In fact, I would venture to guess that Donald Trump, like several of his predecessors, doesn’t even understand what the Constitution allows Congress to spend money on, but I do know that he said he was open to a government shutdown if he doesn’t get funding for the border wall, though he was being pushed to grant amnesty to millions of illegal aliens.

I’m not going to hold my breath for Trump to let a government shutdown actually occur that has any weight to it.  He caved the first go round way too quickly to be trusted to take a stand on that, and this debt ceiling business demonstrates that he is not serious about keeping his promise concerning the government spending and debt that has been taking place for decades.

While he did rescind DACA, he said he would revisit it in six months to see if Congress acts.  That is telling right there.  Keep an eye out.

All of this is not Trump’s fault, of course.  The people of America have voted in representatives who want just as much debt for the country as the people they represent.  After all, the majority of Americans are up to their eyeballs or even in over their heads in debt.  Multiple Congresses and presidents have ignored their oath of office to keep spending limited to the Constitution.

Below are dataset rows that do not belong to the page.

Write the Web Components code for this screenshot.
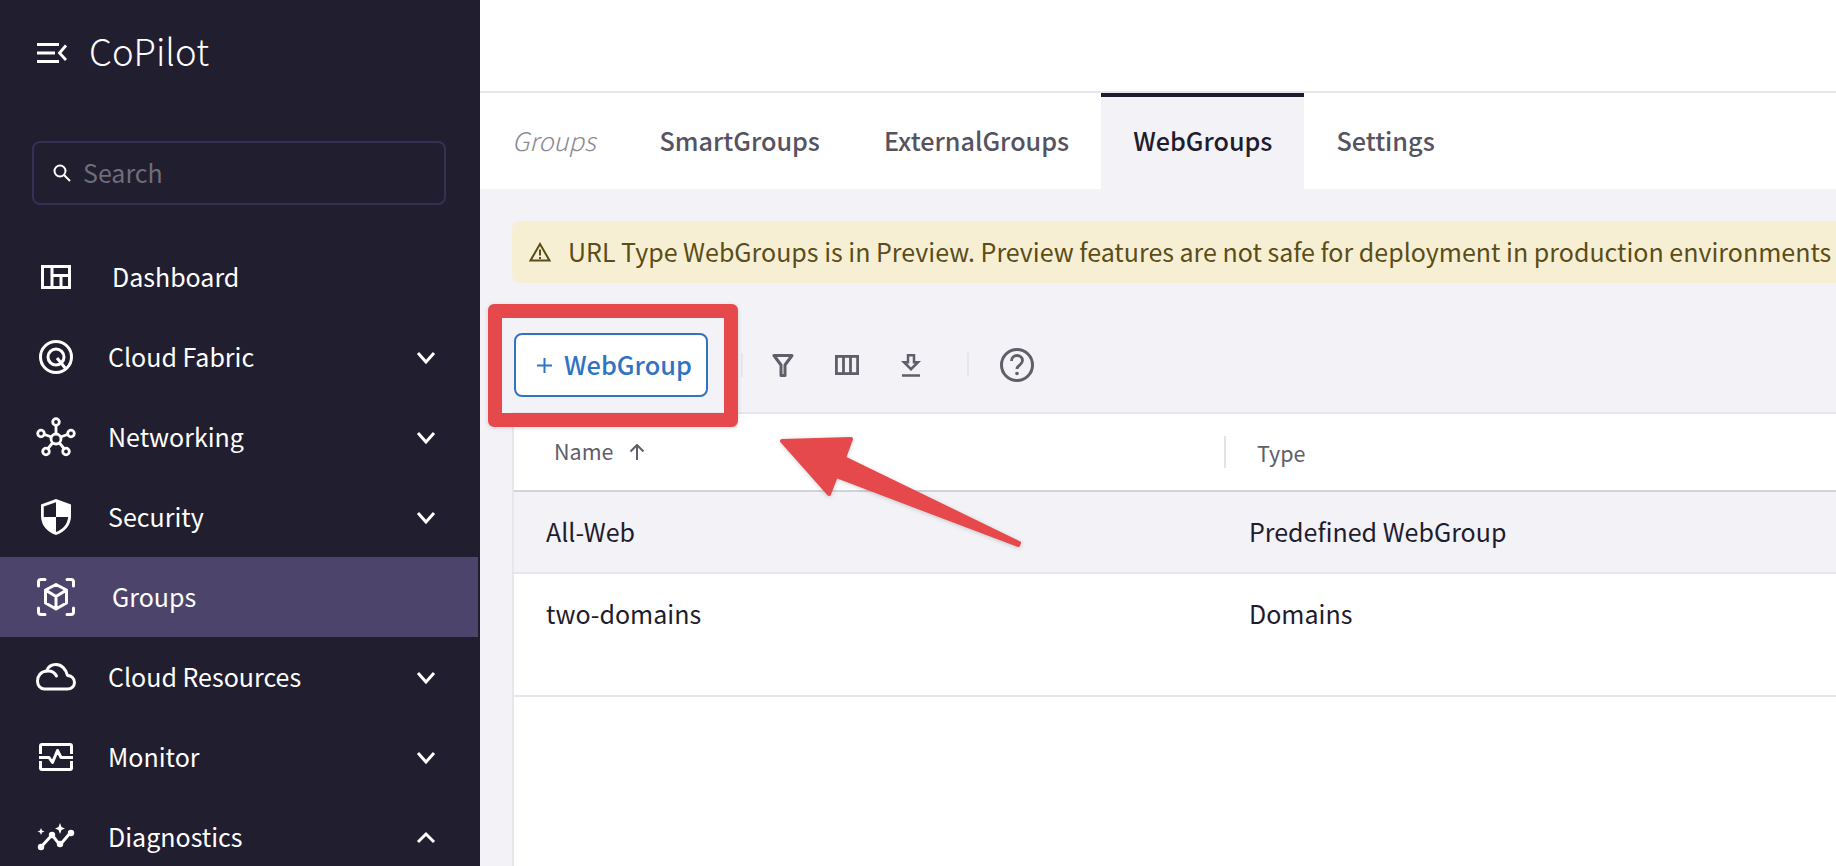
<!DOCTYPE html>
<html>
<head>
<meta charset="utf-8">
<title>CoPilot WebGroups</title>
<style>
  html,body{margin:0;padding:0;height:866px;overflow:hidden;background:#fff;}
  body{font-family:"Noto Sans CJK JP","Noto Sans",sans-serif;}
  svg{display:block;}
</style>
</head>
<body>
<app-shell>
  <side-bar slot="side">
    <nav-item label="Dashboard" leaf>
      <svg width="30" height="24" viewBox="0 0 30 24" fill="none" stroke="#fff" stroke-width="3"><rect x="1.5" y="1.5" width="27" height="21"/><path d="M11 1.5v21M11 10.5h17.5M20 10.5v12"/></svg>
    </nav-item>
    <nav-item label="Cloud Fabric" chevron="down">
      <svg width="34" height="34" viewBox="0 0 34 34" fill="none" stroke="#fff" stroke-width="3"><circle cx="17" cy="17" r="15.500"/><circle cx="17" cy="17" r="8"/><path d="M18 18l9 11"/></svg>
    </nav-item>
    <nav-item label="Networking" chevron="down">
      <svg width="40" height="40" viewBox="0 0 40 40" fill="none" stroke="#fff" stroke-width="2.800"><circle cx="20" cy="22" r="5"/><circle cx="20" cy="5" r="3.300"/><circle cx="5" cy="16.500" r="3.300"/><circle cx="35" cy="16.500" r="3.300"/><circle cx="10" cy="34.500" r="3.300"/><circle cx="30" cy="34.500" r="3.300"/><path d="M20 8.500V17M8.500 17.500l7 2.500M31.500 17.500l-7 2.500M12 31.500l4.500-5.500M28 31.500l-4.500-5.500"/></svg>
    </nav-item>
    <nav-item label="Security" chevron="down">
      <svg width="30" height="36" viewBox="0 0 30 36"><path fill="#fff" d="M15 0L30 5.500V17C30 26 24 33 15 36C6 33 0 26 0 17V5.500Z"/><path fill="#211e30" d="M15 3.200V18H2.800V7.500ZM15 18H27.200C26.500 25 22 30.500 15 33Z"/></svg>
    </nav-item>
    <nav-item label="Groups" leaf active>
      <svg width="38" height="38" viewBox="0 0 38 38" fill="none" stroke="#fff" stroke-width="3" stroke-linecap="round" stroke-linejoin="round"><path d="M1.500 8V4Q1.500 1.500 4 1.500H8M30 1.500h4q2.500 0 2.500 2.500v4M1.500 30v4q0 2.500 2.500 2.500h4M30 36.500h4q2.500 0 2.500-2.500v-4"/><path d="M19 6.500l10.500 5.500v13L19 31 8.500 25V12ZM8.500 12L19 18.500 29.500 12M19 18.500V31"/></svg>
    </nav-item>
    <nav-item label="Cloud Resources" chevron="down">
      <svg width="40" height="28" viewBox="0 0 40 28" fill="none" stroke="#fff" stroke-width="3" stroke-linecap="round" stroke-linejoin="round"><path d="M8.500 26h23c4 0 7-3 7-6.500 0-4-3-7-7-7C30 6 25.500 1.500 20 1.500c-4.500 0-8 2.500-9.500 6.500C5 8.500 1.500 13 1.500 18c0 4.500 3 8 7 8Z"/><path d="M10.500 8c4-.5 8 1 10 5"/></svg>
    </nav-item>
    <nav-item label="Monitor" chevron="down">
      <svg width="34" height="28" viewBox="0 0 34 28" fill="none" stroke="#fff" stroke-width="3" stroke-linejoin="round"><path d="M1.500 11V3q0-1.500 1.500-1.500h28q1.500 0 1.500 1.500v8M1.500 18v7q0 1.500 1.500 1.500h28q1.500 0 1.500-1.500v-7"/><path d="M0 14.500h10l3.500 5 5-12 3.500 7H34"/></svg>
    </nav-item>
    <nav-item label="Diagnostics" chevron="up">
      <svg width="38" height="28" viewBox="0 0 38 28"><path fill="none" stroke="#fff" stroke-width="3" d="M4 24L15 12l8 10 11-13"/><circle cx="4" cy="24" r="3.200" fill="#fff"/><circle cx="15" cy="12" r="3.200" fill="#fff"/><circle cx="23" cy="21" r="3.200" fill="#fff"/><circle cx="34" cy="10" r="3.200" fill="#fff"/><path fill="#fff" d="M23 0l1.500 4L28 5.500 24.500 7 23 11 21.500 7 18 5.500 21.500 4ZM4 5l1 2.500L7.500 8.500 5 9.500 4 12 3 9.500 .5 8.500 3 7.500Z"/></svg>
    </nav-item>
  </side-bar>
  <tab-bar>
    <tab-link muted>Groups</tab-link>
    <tab-link>SmartGroups</tab-link>
    <tab-link>ExternalGroups</tab-link>
    <tab-link active>WebGroups</tab-link>
    <tab-link>Settings</tab-link>
  </tab-bar>
  <alert-banner>URL Type WebGroups is in Preview. Preview features are not safe for deployment in production environments</alert-banner>
  <tool-bar></tool-bar>
  <data-table></data-table>
  <call-out></call-out>
</app-shell>

<script>
// page frame, sidebar on the left and the content on the right
class AppShell extends HTMLElement {
  constructor() {
    super();
    this.attachShadow({ mode: 'open' });
    this.shadowRoot.innerHTML = `
      <style>
        :host{display:flex;width:1836px;height:866px;overflow:hidden;position:relative;color:#1f1c2e;}
        .main{flex:1;min-width:0;display:flex;flex-direction:column;background:#f2f2f7;}
        .top{height:91px;background:#fff;border-bottom:2px solid #e6e6ec;flex:none;}
      </style>
      <slot name="side"></slot>
      <div class="main">
        <div class="top"></div>
        <slot></slot>
      </div>`;
  }
}

class SideBar extends HTMLElement {
  constructor() {
    super();
    this.attachShadow({ mode: 'open' });
    this.shadowRoot.innerHTML = `
      <style>
        :host{display:block;flex:none;width:478px;border-right:2px solid #211e30;height:866px;background:#211e30;color:#fff;overflow:hidden;}
        .logo{display:flex;align-items:center;height:106px;padding-left:37px;}
        .logo span{font-size:36.500px;line-height:48px;margin:-4px 0 0 22px;font-weight:300;}
        .search{box-sizing:border-box;height:64px;width:414px;margin:35px 0 32px 32px;border:2px solid #353154;border-radius:8px;display:flex;align-items:center;padding-left:19px;}
        .search span{color:#6f6d7a;font-size:25px;line-height:34px;margin:-3px 0 0 12px;}
      </style>
      <div class="logo">
        <svg width="30" height="20" viewBox="0 0 30 20" fill="none" stroke="#fff" stroke-width="2.800"><path d="M0 1.500h22M0 10h18M0 18.500h22M29 2.500L22.500 10l6.500 7"/></svg>
        <span>CoPilot</span>
      </div>
      <div class="search">
        <svg width="18" height="18" viewBox="0 0 18 18" fill="none" stroke="#fff" stroke-width="2"><circle cx="7" cy="7" r="5.500"/><path d="M11 11l6 6"/></svg>
        <span>Search</span>
      </div>
      <slot></slot>`;
  }
}

// one row of the side menu, icon comes in by slot
class NavItem extends HTMLElement {
  constructor() {
    super();
    this.attachShadow({ mode: 'open' });
    const chevron = this.getAttribute('chevron');
    const d = chevron === 'up' ? 'M2 11l8-8 8 8' : 'M2 2l8 9 8-9';
    this.shadowRoot.innerHTML = `
      <style>
        :host{display:flex;align-items:center;height:80px;padding:0 42px 0 36px;box-sizing:border-box;width:478px;}
        :host([active]){background:#4d446c;}
        .icon{width:40px;display:flex;justify-content:center;margin-right:32px;flex:none;}
        :host([leaf]) .icon{margin-right:36px;}
        .label{font-size:25px;line-height:36px;flex:1;margin-top:-3px;}
      </style>
      <div class="icon"><slot></slot></div>
      <div class="label">${this.getAttribute('label')}</div>
      ${chevron ? `<svg width="20" height="13" viewBox="0 0 20 13" fill="none" stroke="#fff" stroke-width="3"><path d="${d}"/></svg>` : ''}`;
  }
}

class TabBar extends HTMLElement {
  constructor() {
    super();
    this.attachShadow({ mode: 'open' });
    this.shadowRoot.innerHTML = `
      <style>
        :host{display:flex;height:96px;background:#fff;flex:none;}
      </style>
      <slot></slot>`;
  }
}

class TabLink extends HTMLElement {
  constructor() {
    super();
    this.attachShadow({ mode: 'open' });
    this.shadowRoot.innerHTML = `
      <style>
        :host{display:flex;align-items:center;box-sizing:border-box;padding:0 32px 3px;height:96px;font-size:25.200px;font-weight:500;color:#55535f;}
        :host([muted]){font-size:25.600px;font-weight:300;font-style:italic;color:#8b8a93;padding-left:32px;padding-right:32px;}
        :host([active]){background:#f2f2f7;color:#1f1c2e;border-top:4px solid #1f1c30;padding-bottom:7px;}
      </style>
      <slot></slot>`;
  }
}

class AlertBanner extends HTMLElement {
  constructor() {
    super();
    this.attachShadow({ mode: 'open' });
    this.shadowRoot.innerHTML = `
      <style>
        :host{display:flex;align-items:center;flex:none;box-sizing:border-box;height:62px;margin:32px 0 0 32px;padding:0 0 3px 17px;background:#f7efd4;border-radius:8px 0 0 8px;color:#5a4d17;font-size:25px;white-space:nowrap;}
        svg{margin:3px 17px 0 0;flex:none;}
      </style>
      <svg width="22" height="20" viewBox="0 0 22 20" fill="none" stroke="#5a4d17" stroke-width="2"><path d="M11 2L1.500 18.500h19Z"/><path d="M11 7.500v6M11 15v2"/></svg>
      <slot></slot>`;
  }
}

class ToolBar extends HTMLElement {
  constructor() {
    super();
    this.attachShadow({ mode: 'open' });
    this.shadowRoot.innerHTML = `
      <style>
        :host{display:flex;align-items:center;flex:none;height:129px;box-sizing:border-box;padding:50px 0 15px 34px;color:#5f5e69;}
        button{all:unset;box-sizing:border-box;width:194px;height:64px;display:flex;align-items:center;background:#fff;border:2px solid #2f74c0;border-radius:8px;color:#2f74c0;font-size:25.300px;font-weight:500;padding:0 0 3px 21px;}
        button svg{margin:3px 12px 0 0;}
        .sep{width:2px;height:24px;background:#e6e6ec;}
      </style>
      <button><svg width="15" height="15" viewBox="0 0 15 15" stroke="#2f74c0" stroke-width="2"><path d="M7.500 0v15M0 7.500h15"/></svg>WebGroup</button>
      <div class="sep" style="margin-left:33px"></div>
      <svg style="margin-left:29px" width="22" height="23" viewBox="0 0 22 23" fill="none" stroke="#5f5e69" stroke-width="3" stroke-linejoin="round"><path d="M2 1.500h18L13 11v10.500H9V11Z"/></svg>
      <svg style="margin-left:41px" width="24" height="20" viewBox="0 0 24 20" fill="none" stroke="#5f5e69" stroke-width="2.800"><rect x="1.400" y="1.400" width="21.200" height="17.200"/><path d="M8.500 1v18M15.500 1v18"/></svg>
      <svg style="margin-left:42px" width="20" height="23" viewBox="0 0 20 23" fill="none" stroke="#5f5e69" stroke-width="2.500"><path d="M7 1.200h6v7h4l-7 7-7-7h4Z"/><path d="M1 21.500h18"/></svg>
      <div class="sep" style="margin-left:46px"></div>
      <svg style="margin-left:31px" width="34" height="34" viewBox="0 0 34 34" fill="none" stroke="#5f5e69" stroke-width="3"><circle cx="17" cy="17" r="15.500"/><path stroke-width="2.800" d="M11.500 13c0-3.500 2.500-5.500 5.500-5.500s5.500 2 5.500 5c0 4.500-5.500 4.500-5.500 8.500"/><circle cx="17" cy="25.500" r="1.800" fill="#5f5e69" stroke="none"/></svg>`;
  }
}

class DataTable extends HTMLElement {
  constructor() {
    super();
    this.attachShadow({ mode: 'open' });
    this.shadowRoot.innerHTML = `
      <style>
        :host{display:block;flex:1;margin-left:32px;background:#fff;border-top:2px solid #e6e6ec;border-left:2px solid #e6e6ec;}
        .row{display:grid;grid-template-columns:704px 1fr;align-items:center;box-sizing:border-box;font-size:25px;color:#1f1c2e;}
        .head{grid-template-columns:710px 1fr;height:78px;border-bottom:2px solid #d2d2da;font-size:21.500px;color:#5f5e69;}
        .r1{height:82px;background:#f2f2f7;border-bottom:2px solid #e6e6ec;padding-bottom:3px;}
        .r2{height:123px;border-bottom:2px solid #e6e6ec;align-items:start;padding-top:21px;}
        .cell{padding-left:32px;}
        .r1 .cell + .cell,.r2 .cell + .cell{padding-left:31px;}
        .name{display:flex;align-items:center;padding:0 0 4px 40px;}
        .name svg{margin:4px 0 0 16px;}
        .type{display:flex;align-items:center;border-left:2px solid #e2e2e8;height:32px;padding:0 0 0 31px;}
      </style>
      <div class="row head">
        <div class="name">Name<svg width="16" height="16" viewBox="0 0 16 16" fill="none" stroke="#5f5e69" stroke-width="2"><path d="M8 16V1M1.500 7.500L8 1l6.500 6.500"/></svg></div>
        <div class="type">Type</div>
      </div>
      <div class="row r1"><div class="cell">All-Web</div><div class="cell">Predefined WebGroup</div></div>
      <div class="row r2"><div class="cell">two-domains</div><div class="cell">Domains</div></div>`;
  }
}

// the red box and arrow someone drew over the screenshot
class CallOut extends HTMLElement {
  constructor() {
    super();
    this.attachShadow({ mode: 'open' });
    this.shadowRoot.innerHTML = `
      <style>
        :host{display:block;position:absolute;left:0;top:0;width:0;height:0;}
        .box{position:absolute;left:488px;top:304px;width:250px;height:123px;box-sizing:border-box;border:14px solid #e6494c;border-radius:6px;box-shadow:0 1px 4px rgba(0,0,0,.15);}
        svg{position:absolute;left:0;top:0;filter:drop-shadow(0 1px 2px rgba(0,0,0,.18));}
      </style>
      <div class="box"></div>
      <svg width="1836" height="866"><path fill="#e6494c" stroke="#e6494c" stroke-width="4" stroke-linejoin="round" d="M782 441L851 439 844 458 1019 543 1018 545 836 476 829 494Z"/></svg>`;
  }
}

customElements.define('app-shell', AppShell);
customElements.define('side-bar', SideBar);
customElements.define('nav-item', NavItem);
customElements.define('tab-bar', TabBar);
customElements.define('tab-link', TabLink);
customElements.define('alert-banner', AlertBanner);
customElements.define('tool-bar', ToolBar);
customElements.define('data-table', DataTable);
customElements.define('call-out', CallOut);
</script>
</body>
</html>
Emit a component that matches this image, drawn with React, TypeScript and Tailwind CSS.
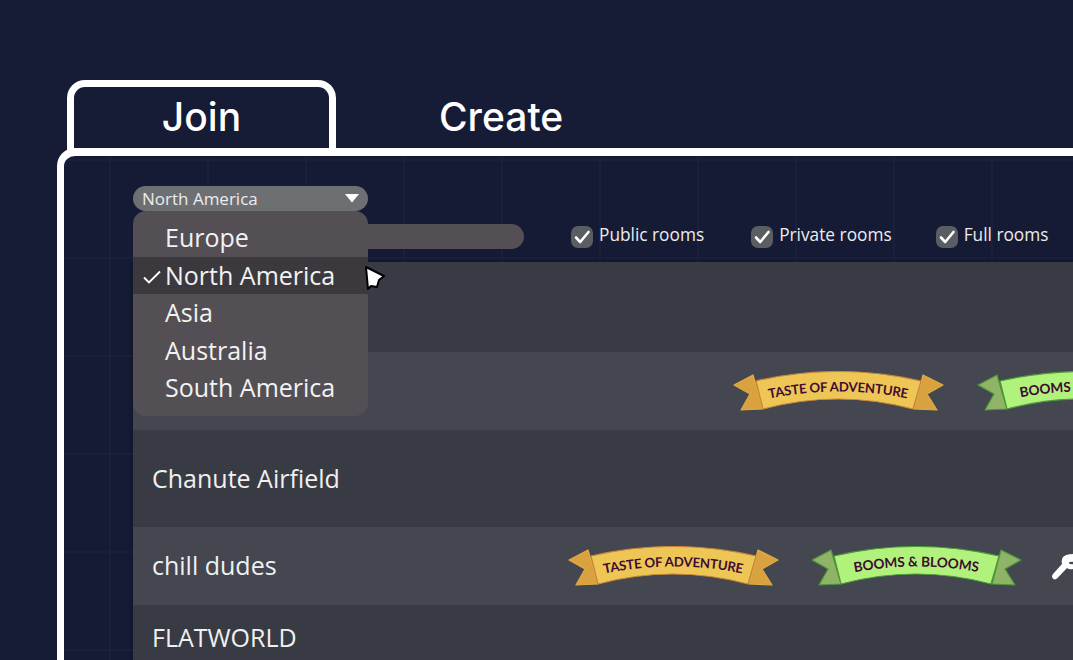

Every member of Congress that continues to vote for unconstitutional spending and every president that signs bills with unconstitutional spending in them are committing crimes against the people they represent by violating the Constitution, and it’s continuing under the Trump administration.

While I wish we would see the Trump that campaigned, I’m pretty sure that Steve Bannon put that to bed last month when he said, “The Trump presidency that we fought for, and won, is over.  We still have a huge movement, and we will make something of this Trump presidency.  But that presidency is over.  It’ll be something else.  And, there’ll be all kinds of fights, and there’ll be good days and bad days, but that presidency is over.”